Recommended CCSID for UTF-8 is 1208 see http://publib.boulder.ibm.com/infocenter/iseries/v5r3/index.jsp?topic=%2Frzaha%2Ffileenc.htm
UTF8 is identical to 8-bit ASCII in the lower order 128 character positions (0-127), where the highest order bit is 0. Then it moves into two-three-four-five-or-six bytes per character. The 1D you see is a translation into EBCDIC of the original using the translation tables for whatever CCSID you specify, though it could be the byte after an escape byte that is not being caught.

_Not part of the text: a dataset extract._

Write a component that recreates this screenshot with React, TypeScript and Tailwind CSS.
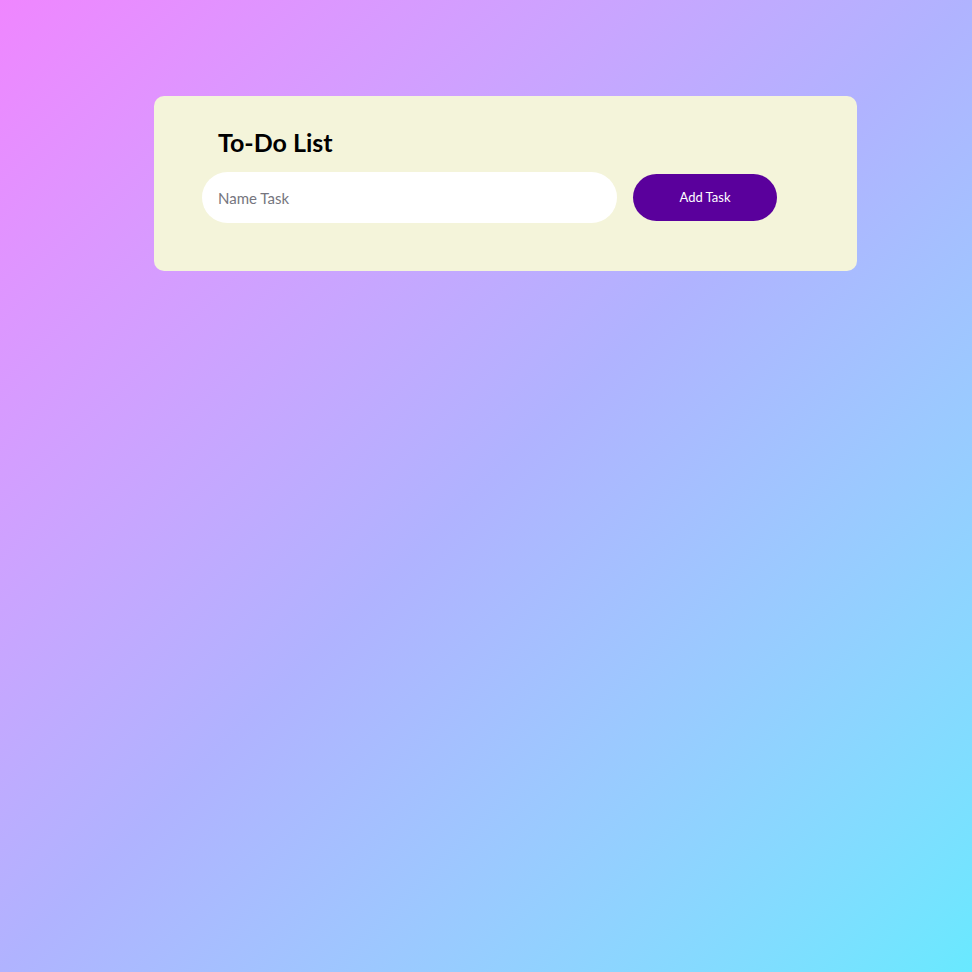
export default function App() {
  return (
    <div
      className="min-h-[972px] w-full bg-gradient-to-br from-[#ef86ff] via-[#b0b3ff] to-[#68e9ff] pt-[96px]"
      style={{ fontFamily: 'Lato, "Open Sans", sans-serif' }}
    >
      <div className="ml-[154px] w-[703px] h-[175px] rounded-[10px] bg-[#f4f4da] px-[48px] pt-[30px]">
        <h2 className="pl-[16px] text-[25px] leading-[32px] font-bold text-black">To-Do List</h2>
        <div className="mt-[14px] flex items-center gap-[16px]">
          <input
            type="text"
            placeholder="Name Task"
            className="h-[51px] w-[415px] rounded-full bg-white px-[16px] text-[15px] text-black placeholder:text-[#75757e] outline-none"
          />
          <button className="h-[47px] w-[144px] rounded-full bg-[#5a009c] text-[13px] text-white">
            Add Task
          </button>
        </div>
      </div>
    </div>
  );
}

To change DSPFIL to another CCSID press F15 and type 3 in the option field and 1208 in the CCSID field. Doing that will probably produce no visible difference. You'll get a message that only values common between 1208 and 37 (or whatever CCSID your job uses) can be edited reliably.
From: midrange-l-bounces@xxxxxxxxxxxx [mailto:midrange-l-bounces@xxxxxxxxxxxx] On Behalf Of J Franz
Sent: Friday, October 12, 2012 10:36 AM
To: Midrange Systems Technical Discussion
Subject: Parse error ... not well formed token
Using Expat parser, and UTF8 file - it failed at line 2,097,268 (so I thought ccsid 1252 should be good?) What looks like a blank space is a hex 1D (WRKLNK opt 5-DSPFIL)
Any way to keep parser from throwing up (the ignore opt on CPF9897 ended the pgm)? Or a method of
verifiying all characters are valid before the parsing?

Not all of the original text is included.